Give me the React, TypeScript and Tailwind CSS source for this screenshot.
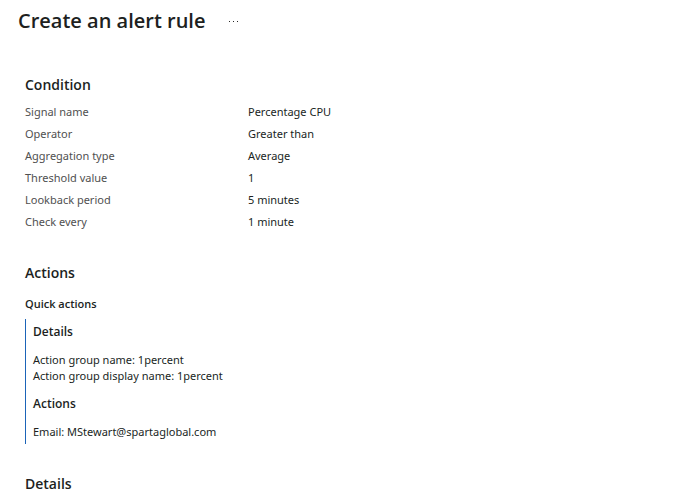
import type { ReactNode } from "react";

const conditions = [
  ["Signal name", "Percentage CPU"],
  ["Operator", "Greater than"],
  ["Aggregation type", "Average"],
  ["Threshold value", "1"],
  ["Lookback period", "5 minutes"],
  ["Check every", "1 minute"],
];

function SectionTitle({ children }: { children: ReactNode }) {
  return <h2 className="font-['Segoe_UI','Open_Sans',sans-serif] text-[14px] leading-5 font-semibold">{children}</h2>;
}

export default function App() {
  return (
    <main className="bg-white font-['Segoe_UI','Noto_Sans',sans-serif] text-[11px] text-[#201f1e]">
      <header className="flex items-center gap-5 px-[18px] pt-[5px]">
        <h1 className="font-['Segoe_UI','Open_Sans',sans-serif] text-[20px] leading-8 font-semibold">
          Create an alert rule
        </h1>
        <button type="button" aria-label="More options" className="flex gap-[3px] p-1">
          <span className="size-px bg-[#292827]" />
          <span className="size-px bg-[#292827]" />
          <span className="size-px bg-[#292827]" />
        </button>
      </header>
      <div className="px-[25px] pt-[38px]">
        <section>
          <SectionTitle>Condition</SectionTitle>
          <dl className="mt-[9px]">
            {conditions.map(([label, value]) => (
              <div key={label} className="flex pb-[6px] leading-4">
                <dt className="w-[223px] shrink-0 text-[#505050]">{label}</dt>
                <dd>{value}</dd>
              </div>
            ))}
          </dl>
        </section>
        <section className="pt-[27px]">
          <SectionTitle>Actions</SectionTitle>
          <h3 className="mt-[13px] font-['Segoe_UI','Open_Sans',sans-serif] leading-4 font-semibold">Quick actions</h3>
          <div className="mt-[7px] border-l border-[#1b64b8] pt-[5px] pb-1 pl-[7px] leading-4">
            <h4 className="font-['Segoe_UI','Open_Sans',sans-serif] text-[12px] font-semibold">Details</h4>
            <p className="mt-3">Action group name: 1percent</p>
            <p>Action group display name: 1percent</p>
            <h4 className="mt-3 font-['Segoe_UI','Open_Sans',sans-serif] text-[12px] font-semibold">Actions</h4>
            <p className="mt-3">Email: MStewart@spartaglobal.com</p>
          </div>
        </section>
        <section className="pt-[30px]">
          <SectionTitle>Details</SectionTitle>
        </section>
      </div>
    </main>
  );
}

-.-.-

-- THE PROBLEM --
Transcribe all the lines above exactly, apart from the pictures.

-- ANSWER TO THE PROBLEM --
Give me the React, TypeScript and Tailwind CSS source for this screenshot.
import type { ReactNode } from "react";

const conditions = [
  ["Signal name", "Percentage CPU"],
  ["Operator", "Greater than"],
  ["Aggregation type", "Average"],
  ["Threshold value", "1"],
  ["Lookback period", "5 minutes"],
  ["Check every", "1 minute"],
];

function SectionTitle({ children }: { children: ReactNode }) {
  return <h2 className="font-['Segoe_UI','Open_Sans',sans-serif] text-[14px] leading-5 font-semibold">{children}</h2>;
}

export default function App() {
  return (
    <main className="bg-white font-['Segoe_UI','Noto_Sans',sans-serif] text-[11px] text-[#201f1e]">
      <header className="flex items-center gap-5 px-[18px] pt-[5px]">
        <h1 className="font-['Segoe_UI','Open_Sans',sans-serif] text-[20px] leading-8 font-semibold">
          Create an alert rule
        </h1>
        <button type="button" aria-label="More options" className="flex gap-[3px] p-1">
          <span className="size-px bg-[#292827]" />
          <span className="size-px bg-[#292827]" />
          <span className="size-px bg-[#292827]" />
        </button>
      </header>
      <div className="px-[25px] pt-[38px]">
        <section>
          <SectionTitle>Condition</SectionTitle>
          <dl className="mt-[9px]">
            {conditions.map(([label, value]) => (
              <div key={label} className="flex pb-[6px] leading-4">
                <dt className="w-[223px] shrink-0 text-[#505050]">{label}</dt>
                <dd>{value}</dd>
              </div>
            ))}
          </dl>
        </section>
        <section className="pt-[27px]">
          <SectionTitle>Actions</SectionTitle>
          <h3 className="mt-[13px] font-['Segoe_UI','Open_Sans',sans-serif] leading-4 font-semibold">Quick actions</h3>
          <div className="mt-[7px] border-l border-[#1b64b8] pt-[5px] pb-1 pl-[7px] leading-4">
            <h4 className="font-['Segoe_UI','Open_Sans',sans-serif] text-[12px] font-semibold">Details</h4>
            <p className="mt-3">Action group name: 1percent</p>
            <p>Action group display name: 1percent</p>
            <h4 className="mt-3 font-['Segoe_UI','Open_Sans',sans-serif] text-[12px] font-semibold">Actions</h4>
            <p className="mt-3">Email: MStewart@spartaglobal.com</p>
          </div>
        </section>
        <section className="pt-[30px]">
          <SectionTitle>Details</SectionTitle>
        </section>
      </div>
    </main>
  );
}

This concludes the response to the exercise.